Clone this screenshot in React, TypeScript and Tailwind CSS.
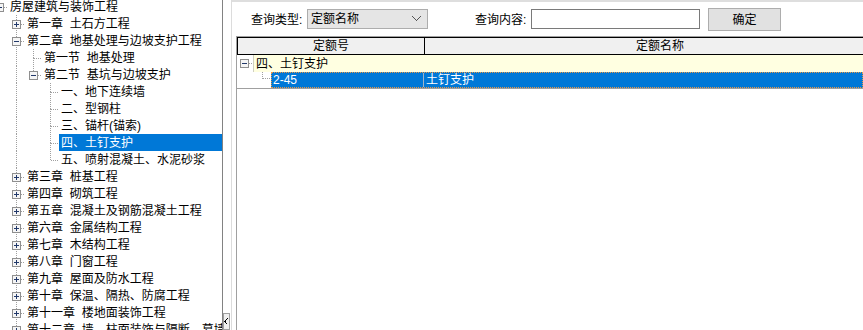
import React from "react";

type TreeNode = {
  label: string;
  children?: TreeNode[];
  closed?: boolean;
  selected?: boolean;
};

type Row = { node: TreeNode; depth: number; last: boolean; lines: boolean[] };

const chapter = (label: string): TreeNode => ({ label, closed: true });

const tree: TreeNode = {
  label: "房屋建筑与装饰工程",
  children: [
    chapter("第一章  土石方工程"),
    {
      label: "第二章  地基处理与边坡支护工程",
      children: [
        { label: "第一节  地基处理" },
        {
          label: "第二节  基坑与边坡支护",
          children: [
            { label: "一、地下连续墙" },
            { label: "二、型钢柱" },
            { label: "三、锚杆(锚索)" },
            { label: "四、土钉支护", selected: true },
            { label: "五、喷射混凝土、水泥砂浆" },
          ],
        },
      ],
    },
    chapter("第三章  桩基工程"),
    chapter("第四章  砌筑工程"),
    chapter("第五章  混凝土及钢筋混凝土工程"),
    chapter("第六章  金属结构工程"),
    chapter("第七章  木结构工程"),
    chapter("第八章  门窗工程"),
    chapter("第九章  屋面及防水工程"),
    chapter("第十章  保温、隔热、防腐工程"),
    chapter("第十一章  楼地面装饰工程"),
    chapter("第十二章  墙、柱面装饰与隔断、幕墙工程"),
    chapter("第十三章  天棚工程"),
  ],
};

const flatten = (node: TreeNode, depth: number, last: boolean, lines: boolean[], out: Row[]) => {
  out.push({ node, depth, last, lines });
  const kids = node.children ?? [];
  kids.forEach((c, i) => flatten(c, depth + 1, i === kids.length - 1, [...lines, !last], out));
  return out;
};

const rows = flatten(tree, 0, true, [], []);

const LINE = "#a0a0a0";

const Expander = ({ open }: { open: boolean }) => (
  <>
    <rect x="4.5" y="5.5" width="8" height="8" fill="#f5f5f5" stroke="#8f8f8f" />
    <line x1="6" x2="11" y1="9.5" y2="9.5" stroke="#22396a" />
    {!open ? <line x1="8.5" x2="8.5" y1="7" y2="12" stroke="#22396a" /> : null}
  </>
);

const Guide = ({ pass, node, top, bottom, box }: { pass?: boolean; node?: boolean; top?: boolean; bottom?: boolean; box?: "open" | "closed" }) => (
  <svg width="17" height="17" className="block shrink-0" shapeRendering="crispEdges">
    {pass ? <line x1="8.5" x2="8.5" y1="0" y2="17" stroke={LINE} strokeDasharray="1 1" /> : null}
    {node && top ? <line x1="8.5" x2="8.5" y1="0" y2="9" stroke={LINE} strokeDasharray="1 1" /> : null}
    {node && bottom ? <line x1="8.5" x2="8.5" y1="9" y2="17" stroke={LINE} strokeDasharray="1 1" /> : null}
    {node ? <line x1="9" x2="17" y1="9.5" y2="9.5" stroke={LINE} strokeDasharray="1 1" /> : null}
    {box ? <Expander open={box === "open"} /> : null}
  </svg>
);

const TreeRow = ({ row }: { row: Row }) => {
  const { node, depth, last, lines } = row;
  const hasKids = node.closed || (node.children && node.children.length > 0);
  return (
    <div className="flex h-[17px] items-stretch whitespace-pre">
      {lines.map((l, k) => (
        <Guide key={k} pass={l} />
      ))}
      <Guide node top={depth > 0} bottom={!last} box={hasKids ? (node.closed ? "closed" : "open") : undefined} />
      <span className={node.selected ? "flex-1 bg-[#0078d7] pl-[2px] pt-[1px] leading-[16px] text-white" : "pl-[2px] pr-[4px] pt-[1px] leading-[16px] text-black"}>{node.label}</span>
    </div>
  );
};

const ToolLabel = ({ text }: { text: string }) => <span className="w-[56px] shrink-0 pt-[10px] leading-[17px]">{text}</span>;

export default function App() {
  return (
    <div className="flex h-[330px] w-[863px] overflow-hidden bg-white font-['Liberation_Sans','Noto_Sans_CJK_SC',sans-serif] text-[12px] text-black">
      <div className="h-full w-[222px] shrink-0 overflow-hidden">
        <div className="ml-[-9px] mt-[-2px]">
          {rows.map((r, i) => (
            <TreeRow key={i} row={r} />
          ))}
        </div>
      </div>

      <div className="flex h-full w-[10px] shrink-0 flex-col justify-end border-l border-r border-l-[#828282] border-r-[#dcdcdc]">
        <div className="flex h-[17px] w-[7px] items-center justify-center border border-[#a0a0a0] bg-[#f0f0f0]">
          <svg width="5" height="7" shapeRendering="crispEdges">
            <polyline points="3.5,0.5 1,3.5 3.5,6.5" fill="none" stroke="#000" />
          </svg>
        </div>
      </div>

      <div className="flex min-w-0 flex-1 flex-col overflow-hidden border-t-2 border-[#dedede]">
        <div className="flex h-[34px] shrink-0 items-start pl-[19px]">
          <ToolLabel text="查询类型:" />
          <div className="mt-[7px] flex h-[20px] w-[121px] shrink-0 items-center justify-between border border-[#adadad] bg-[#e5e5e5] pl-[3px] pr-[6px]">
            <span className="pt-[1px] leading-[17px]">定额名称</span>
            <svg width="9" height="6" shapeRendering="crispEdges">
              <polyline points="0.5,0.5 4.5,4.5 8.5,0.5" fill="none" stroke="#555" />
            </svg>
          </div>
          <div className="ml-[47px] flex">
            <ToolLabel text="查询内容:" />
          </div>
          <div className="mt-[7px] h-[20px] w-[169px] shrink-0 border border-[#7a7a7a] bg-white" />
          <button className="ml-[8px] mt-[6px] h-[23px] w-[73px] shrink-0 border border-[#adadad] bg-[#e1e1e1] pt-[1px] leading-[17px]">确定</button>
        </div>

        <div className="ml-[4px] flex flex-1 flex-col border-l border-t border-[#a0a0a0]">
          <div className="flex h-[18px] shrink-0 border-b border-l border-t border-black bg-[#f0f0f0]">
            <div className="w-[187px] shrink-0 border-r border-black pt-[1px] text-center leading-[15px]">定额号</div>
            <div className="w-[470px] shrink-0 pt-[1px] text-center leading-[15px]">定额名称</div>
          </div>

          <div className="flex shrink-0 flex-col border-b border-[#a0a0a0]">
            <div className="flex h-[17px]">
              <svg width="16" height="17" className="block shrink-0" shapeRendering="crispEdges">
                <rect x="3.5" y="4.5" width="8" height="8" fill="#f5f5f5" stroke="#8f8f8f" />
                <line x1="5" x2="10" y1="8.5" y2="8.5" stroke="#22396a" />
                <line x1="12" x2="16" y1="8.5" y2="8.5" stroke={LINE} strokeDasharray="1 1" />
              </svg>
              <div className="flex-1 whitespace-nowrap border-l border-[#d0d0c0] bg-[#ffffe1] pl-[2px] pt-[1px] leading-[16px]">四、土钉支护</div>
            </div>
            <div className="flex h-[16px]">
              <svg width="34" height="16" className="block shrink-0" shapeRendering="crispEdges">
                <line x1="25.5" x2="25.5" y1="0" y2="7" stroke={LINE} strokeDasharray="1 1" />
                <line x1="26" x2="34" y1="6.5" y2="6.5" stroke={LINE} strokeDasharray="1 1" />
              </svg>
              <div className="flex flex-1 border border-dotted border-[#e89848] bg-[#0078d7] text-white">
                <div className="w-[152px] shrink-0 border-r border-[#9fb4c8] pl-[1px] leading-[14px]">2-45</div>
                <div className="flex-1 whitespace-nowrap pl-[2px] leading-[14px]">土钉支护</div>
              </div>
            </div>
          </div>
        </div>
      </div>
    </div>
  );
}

.....

_Exercise details:_ Show every line where the string "React" appears.

_Final result:_
Clone this screenshot in React, TypeScript and Tailwind CSS.
import React from "react";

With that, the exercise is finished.